## [Your objective]
Output the full listing below exactly, without the pictures.

============

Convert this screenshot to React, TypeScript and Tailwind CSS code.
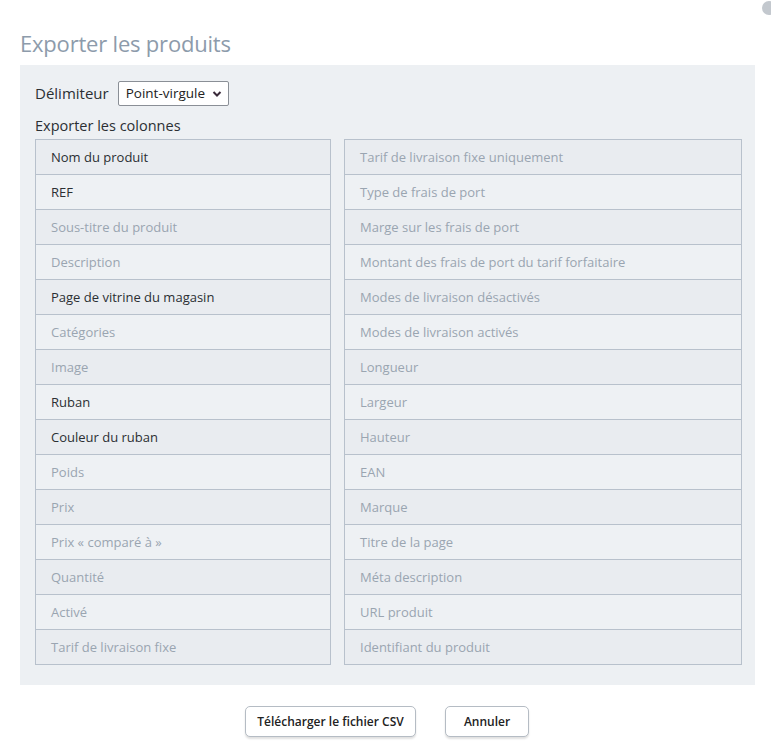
const leftCols = [
  { label: "Nom du produit", on: true },
  { label: "REF", on: true },
  { label: "Sous-titre du produit", on: false },
  { label: "Description", on: false },
  { label: "Page de vitrine du magasin", on: true },
  { label: "Catégories", on: false },
  { label: "Image", on: false },
  { label: "Ruban", on: true },
  { label: "Couleur du ruban", on: true },
  { label: "Poids", on: false },
  { label: "Prix", on: false },
  { label: "Prix « comparé à »", on: false },
  { label: "Quantité", on: false },
  { label: "Activé", on: false },
  { label: "Tarif de livraison fixe", on: false },
];

const rightCols = [
  { label: "Tarif de livraison fixe uniquement", on: false },
  { label: "Type de frais de port", on: false },
  { label: "Marge sur les frais de port", on: false },
  { label: "Montant des frais de port du tarif forfaitaire", on: false },
  { label: "Modes de livraison désactivés", on: false },
  { label: "Modes de livraison activés", on: false },
  { label: "Longueur", on: false },
  { label: "Largeur", on: false },
  { label: "Hauteur", on: false },
  { label: "EAN", on: false },
  { label: "Marque", on: false },
  { label: "Titre de la page", on: false },
  { label: "Méta description", on: false },
  { label: "URL produit", on: false },
  { label: "Identifiant du produit", on: false },
];

type Col = { label: string; on: boolean };

const ColumnList = ({ items, width }: { items: Col[]; width: string }) => {
  return (
    <div className={`${width} border border-[#b8c1cc] bg-[#eef1f4]`}>
      {items.map((item, index) => (
        <div
          key={index}
          className={`flex items-center pl-[15px] pt-[1px] text-[13px] ${index > 0 ? "border-t border-[#b8c1cc] h-[35px]" : "h-[34px]"} ${index % 2 === 0 ? "bg-[#e9ecf0]" : "bg-[#eef1f4]"} ${item.on ? "text-[#2b2f33]" : "text-[#9aa5b1]"}`}
        >
          {item.label}
        </div>
      ))}
    </div>
  );
};

const App = () => {
  return (
    <div className="relative w-[771px] h-[748px] bg-white overflow-hidden font-['Open_Sans',sans-serif]">
      <div className="absolute left-[762px] top-[1px] w-[14px] h-[14px] rounded-full bg-[#c3c8ce]" />

      <h1 className="pl-[20px] pt-[28px] h-[65px] text-[22px] text-[#8d9bab] leading-[30px] tracking-[-0.2px]">
        Exporter les produits
      </h1>

      <div className="mx-[20px] w-[735px] bg-[#edf0f3] pl-[15px] pr-[13px] pt-[16px] pb-[20px]">
        <div className="flex items-center gap-[9px] h-[25px]">
          <span className="text-[15px] text-[#2b2f33]">Délimiteur</span>
          <div className="w-[111px] h-[25px] border border-[#8a8f96] rounded-[2px] bg-white flex items-center justify-between pl-[7px] pr-[6px] text-[13.5px] text-[#222]">
            <span>Point-virgule</span>
            <svg width="10" height="8" viewBox="0 0 10 8">
              <path d="M1.5 2 L5 5.5 L8.5 2" fill="none" stroke="#3a2a3a" strokeWidth="2" />
            </svg>
          </div>
        </div>

        <p className="mt-[8px] h-[25px] text-[14.5px] text-[#2b2f33] leading-[24px]">Exporter les colonnes</p>

        <div className="flex gap-[13px]">
          <ColumnList items={leftCols} width="w-[296px]" />
          <ColumnList items={rightCols} width="w-[398px]" />
        </div>
      </div>

      <div className="flex justify-center gap-[29px] mt-[21px] pl-[3px]">
        <button className="w-[171px] h-[31px] border border-[#b5bcc4] rounded-[5px] bg-white text-[12px] font-semibold text-[#222] shadow-[0_2px_2px_rgba(0,0,0,0.12)]">
          Télécharger le fichier CSV
        </button>
        <button className="w-[84px] h-[31px] border border-[#b5bcc4] rounded-[5px] bg-white text-[12px] font-semibold text-[#222] shadow-[0_2px_2px_rgba(0,0,0,0.12)]">
          Annuler
        </button>
      </div>
    </div>
  );
};

export default App;
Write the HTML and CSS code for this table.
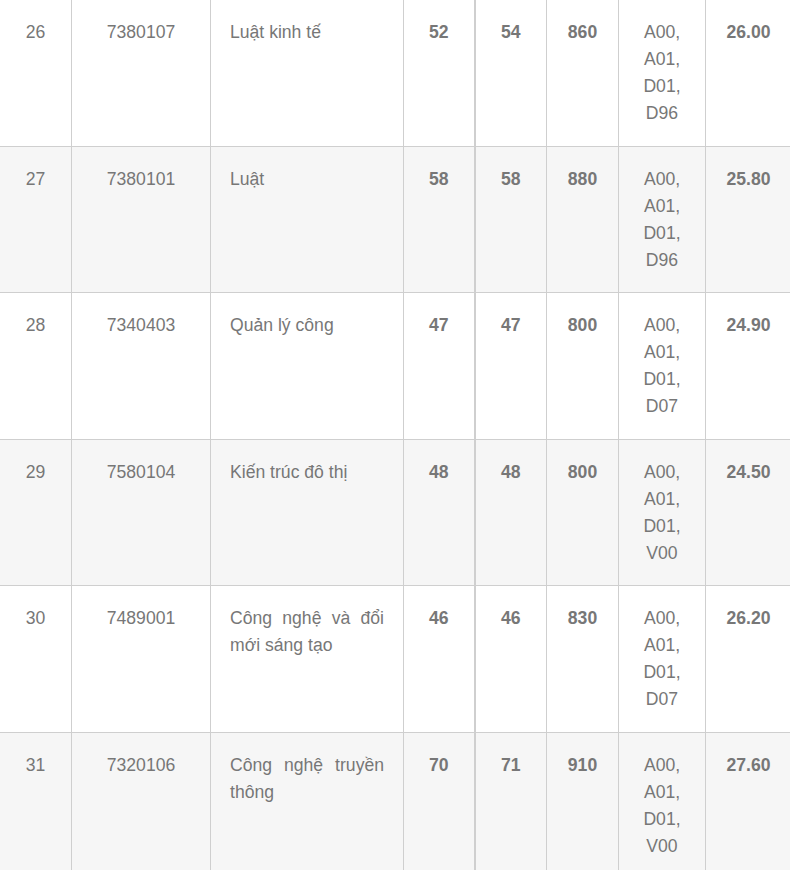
FILE: index.html
```html
<!DOCTYPE html>
<html lang="vi">
<head>
<meta charset="utf-8">
<title>Bảng điểm chuẩn</title>
<link rel="stylesheet" href="styles.css">
</head>
<body>
<table class="scores">
  <colgroup>
    <col class="c-stt">
    <col class="c-code">
    <col class="c-name">
    <col class="c-n1">
    <col class="c-n2">
    <col class="c-n3">
    <col class="c-combo">
    <col class="c-score">
  </colgroup>
  <tbody>
    <tr>
      <td class="center">26</td>
      <td class="center">7380107</td>
      <td class="name">Luật kinh tế</td>
      <td class="center bold sep">52</td>
      <td class="center bold">54</td>
      <td class="center bold">860</td>
      <td class="center">A00, A01, D01, D96</td>
      <td class="center bold">26.00</td>
    </tr>
    <tr>
      <td class="center">27</td>
      <td class="center">7380101</td>
      <td class="name">Luật</td>
      <td class="center bold sep">58</td>
      <td class="center bold">58</td>
      <td class="center bold">880</td>
      <td class="center">A00, A01, D01, D96</td>
      <td class="center bold">25.80</td>
    </tr>
    <tr>
      <td class="center">28</td>
      <td class="center">7340403</td>
      <td class="name">Quản lý công</td>
      <td class="center bold sep">47</td>
      <td class="center bold">47</td>
      <td class="center bold">800</td>
      <td class="center">A00, A01, D01, D07</td>
      <td class="center bold">24.90</td>
    </tr>
    <tr>
      <td class="center">29</td>
      <td class="center">7580104</td>
      <td class="name">Kiến trúc đô thị</td>
      <td class="center bold sep">48</td>
      <td class="center bold">48</td>
      <td class="center bold">800</td>
      <td class="center">A00, A01, D01, V00</td>
      <td class="center bold">24.50</td>
    </tr>
    <tr>
      <td class="center">30</td>
      <td class="center">7489001</td>
      <td class="name">Công nghệ và đổi mới sáng tạo</td>
      <td class="center bold sep">46</td>
      <td class="center bold">46</td>
      <td class="center bold">830</td>
      <td class="center">A00, A01, D01, D07</td>
      <td class="center bold">26.20</td>
    </tr>
    <tr>
      <td class="center">31</td>
      <td class="center">7320106</td>
      <td class="name">Công nghệ truyền thông</td>
      <td class="center bold sep">70</td>
      <td class="center bold">71</td>
      <td class="center bold">910</td>
      <td class="center">A00, A01, D01, V00</td>
      <td class="center bold">27.60</td>
    </tr>
  </tbody>
</table>
</body>
</html>
```
FILE: styles.css
```css
html, body {
  margin: 0;
  padding: 0;
  background: #ffffff;
  overflow: hidden;
}

.scores {
  border-collapse: collapse;
  table-layout: fixed;
  width: 792px;
  margin: -1px 0 0 -1px;
  font-family: "Liberation Sans", Arial, sans-serif;
  font-size: 17.6px;
  line-height: 27px;
  color: #777777;
}

.c-stt { width: 72px; }
.c-code { width: 139px; }
.c-name { width: 193px; }
.c-n1 { width: 71px; }
.c-n2 { width: 72px; }
.c-n3 { width: 72px; }
.c-combo { width: 87px; }
.c-score { width: 86px; }

.scores td {
  border: 1px solid #cfcfcf;
  padding: 19px 19px 18.5px;
  vertical-align: top;
}

.scores tr:nth-child(even) td {
  background: #f6f6f6;
}

.center {
  text-align: center;
}

.name {
  text-align: justify;
}

.bold {
  font-weight: bold;
}

.scores td.sep {
  border-right: 2px solid #cfcfcf;
}
```
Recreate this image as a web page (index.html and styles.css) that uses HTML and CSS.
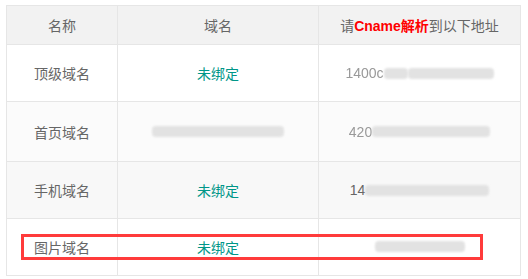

============

## [Reply]
Convert this screenshot to React, TypeScript and Tailwind CSS code.
const leftCols = [
  { label: "Nom du produit", on: true },
  { label: "REF", on: true },
  { label: "Sous-titre du produit", on: false },
  { label: "Description", on: false },
  { label: "Page de vitrine du magasin", on: true },
  { label: "Catégories", on: false },
  { label: "Image", on: false },
  { label: "Ruban", on: true },
  { label: "Couleur du ruban", on: true },
  { label: "Poids", on: false },
  { label: "Prix", on: false },
  { label: "Prix « comparé à »", on: false },
  { label: "Quantité", on: false },
  { label: "Activé", on: false },
  { label: "Tarif de livraison fixe", on: false },
];

const rightCols = [
  { label: "Tarif de livraison fixe uniquement", on: false },
  { label: "Type de frais de port", on: false },
  { label: "Marge sur les frais de port", on: false },
  { label: "Montant des frais de port du tarif forfaitaire", on: false },
  { label: "Modes de livraison désactivés", on: false },
  { label: "Modes de livraison activés", on: false },
  { label: "Longueur", on: false },
  { label: "Largeur", on: false },
  { label: "Hauteur", on: false },
  { label: "EAN", on: false },
  { label: "Marque", on: false },
  { label: "Titre de la page", on: false },
  { label: "Méta description", on: false },
  { label: "URL produit", on: false },
  { label: "Identifiant du produit", on: false },
];

type Col = { label: string; on: boolean };

const ColumnList = ({ items, width }: { items: Col[]; width: string }) => {
  return (
    <div className={`${width} border border-[#b8c1cc] bg-[#eef1f4]`}>
      {items.map((item, index) => (
        <div
          key={index}
          className={`flex items-center pl-[15px] pt-[1px] text-[13px] ${index > 0 ? "border-t border-[#b8c1cc] h-[35px]" : "h-[34px]"} ${index % 2 === 0 ? "bg-[#e9ecf0]" : "bg-[#eef1f4]"} ${item.on ? "text-[#2b2f33]" : "text-[#9aa5b1]"}`}
        >
          {item.label}
        </div>
      ))}
    </div>
  );
};

const App = () => {
  return (
    <div className="relative w-[771px] h-[748px] bg-white overflow-hidden font-['Open_Sans',sans-serif]">
      <div className="absolute left-[762px] top-[1px] w-[14px] h-[14px] rounded-full bg-[#c3c8ce]" />

      <h1 className="pl-[20px] pt-[28px] h-[65px] text-[22px] text-[#8d9bab] leading-[30px] tracking-[-0.2px]">
        Exporter les produits
      </h1>

      <div className="mx-[20px] w-[735px] bg-[#edf0f3] pl-[15px] pr-[13px] pt-[16px] pb-[20px]">
        <div className="flex items-center gap-[9px] h-[25px]">
          <span className="text-[15px] text-[#2b2f33]">Délimiteur</span>
          <div className="w-[111px] h-[25px] border border-[#8a8f96] rounded-[2px] bg-white flex items-center justify-between pl-[7px] pr-[6px] text-[13.5px] text-[#222]">
            <span>Point-virgule</span>
            <svg width="10" height="8" viewBox="0 0 10 8">
              <path d="M1.5 2 L5 5.5 L8.5 2" fill="none" stroke="#3a2a3a" strokeWidth="2" />
            </svg>
          </div>
        </div>

        <p className="mt-[8px] h-[25px] text-[14.5px] text-[#2b2f33] leading-[24px]">Exporter les colonnes</p>

        <div className="flex gap-[13px]">
          <ColumnList items={leftCols} width="w-[296px]" />
          <ColumnList items={rightCols} width="w-[398px]" />
        </div>
      </div>

      <div className="flex justify-center gap-[29px] mt-[21px] pl-[3px]">
        <button className="w-[171px] h-[31px] border border-[#b5bcc4] rounded-[5px] bg-white text-[12px] font-semibold text-[#222] shadow-[0_2px_2px_rgba(0,0,0,0.12)]">
          Télécharger le fichier CSV
        </button>
        <button className="w-[84px] h-[31px] border border-[#b5bcc4] rounded-[5px] bg-white text-[12px] font-semibold text-[#222] shadow-[0_2px_2px_rgba(0,0,0,0.12)]">
          Annuler
        </button>
      </div>
    </div>
  );
};

export default App;
Write the HTML and CSS code for this table.
FILE: index.html
```html
<!DOCTYPE html>
<html lang="vi">
<head>
<meta charset="utf-8">
<title>Bảng điểm chuẩn</title>
<link rel="stylesheet" href="styles.css">
</head>
<body>
<table class="scores">
  <colgroup>
    <col class="c-stt">
    <col class="c-code">
    <col class="c-name">
    <col class="c-n1">
    <col class="c-n2">
    <col class="c-n3">
    <col class="c-combo">
    <col class="c-score">
  </colgroup>
  <tbody>
    <tr>
      <td class="center">26</td>
      <td class="center">7380107</td>
      <td class="name">Luật kinh tế</td>
      <td class="center bold sep">52</td>
      <td class="center bold">54</td>
      <td class="center bold">860</td>
      <td class="center">A00, A01, D01, D96</td>
      <td class="center bold">26.00</td>
    </tr>
    <tr>
      <td class="center">27</td>
      <td class="center">7380101</td>
      <td class="name">Luật</td>
      <td class="center bold sep">58</td>
      <td class="center bold">58</td>
      <td class="center bold">880</td>
      <td class="center">A00, A01, D01, D96</td>
      <td class="center bold">25.80</td>
    </tr>
    <tr>
      <td class="center">28</td>
      <td class="center">7340403</td>
      <td class="name">Quản lý công</td>
      <td class="center bold sep">47</td>
      <td class="center bold">47</td>
      <td class="center bold">800</td>
      <td class="center">A00, A01, D01, D07</td>
      <td class="center bold">24.90</td>
    </tr>
    <tr>
      <td class="center">29</td>
      <td class="center">7580104</td>
      <td class="name">Kiến trúc đô thị</td>
      <td class="center bold sep">48</td>
      <td class="center bold">48</td>
      <td class="center bold">800</td>
      <td class="center">A00, A01, D01, V00</td>
      <td class="center bold">24.50</td>
    </tr>
    <tr>
      <td class="center">30</td>
      <td class="center">7489001</td>
      <td class="name">Công nghệ và đổi mới sáng tạo</td>
      <td class="center bold sep">46</td>
      <td class="center bold">46</td>
      <td class="center bold">830</td>
      <td class="center">A00, A01, D01, D07</td>
      <td class="center bold">26.20</td>
    </tr>
    <tr>
      <td class="center">31</td>
      <td class="center">7320106</td>
      <td class="name">Công nghệ truyền thông</td>
      <td class="center bold sep">70</td>
      <td class="center bold">71</td>
      <td class="center bold">910</td>
      <td class="center">A00, A01, D01, V00</td>
      <td class="center bold">27.60</td>
    </tr>
  </tbody>
</table>
</body>
</html>
```
FILE: styles.css
```css
html, body {
  margin: 0;
  padding: 0;
  background: #ffffff;
  overflow: hidden;
}

.scores {
  border-collapse: collapse;
  table-layout: fixed;
  width: 792px;
  margin: -1px 0 0 -1px;
  font-family: "Liberation Sans", Arial, sans-serif;
  font-size: 17.6px;
  line-height: 27px;
  color: #777777;
}

.c-stt { width: 72px; }
.c-code { width: 139px; }
.c-name { width: 193px; }
.c-n1 { width: 71px; }
.c-n2 { width: 72px; }
.c-n3 { width: 72px; }
.c-combo { width: 87px; }
.c-score { width: 86px; }

.scores td {
  border: 1px solid #cfcfcf;
  padding: 19px 19px 18.5px;
  vertical-align: top;
}

.scores tr:nth-child(even) td {
  background: #f6f6f6;
}

.center {
  text-align: center;
}

.name {
  text-align: justify;
}

.bold {
  font-weight: bold;
}

.scores td.sep {
  border-right: 2px solid #cfcfcf;
}
```
Recreate this image as a web page (index.html and styles.css) that uses HTML and CSS.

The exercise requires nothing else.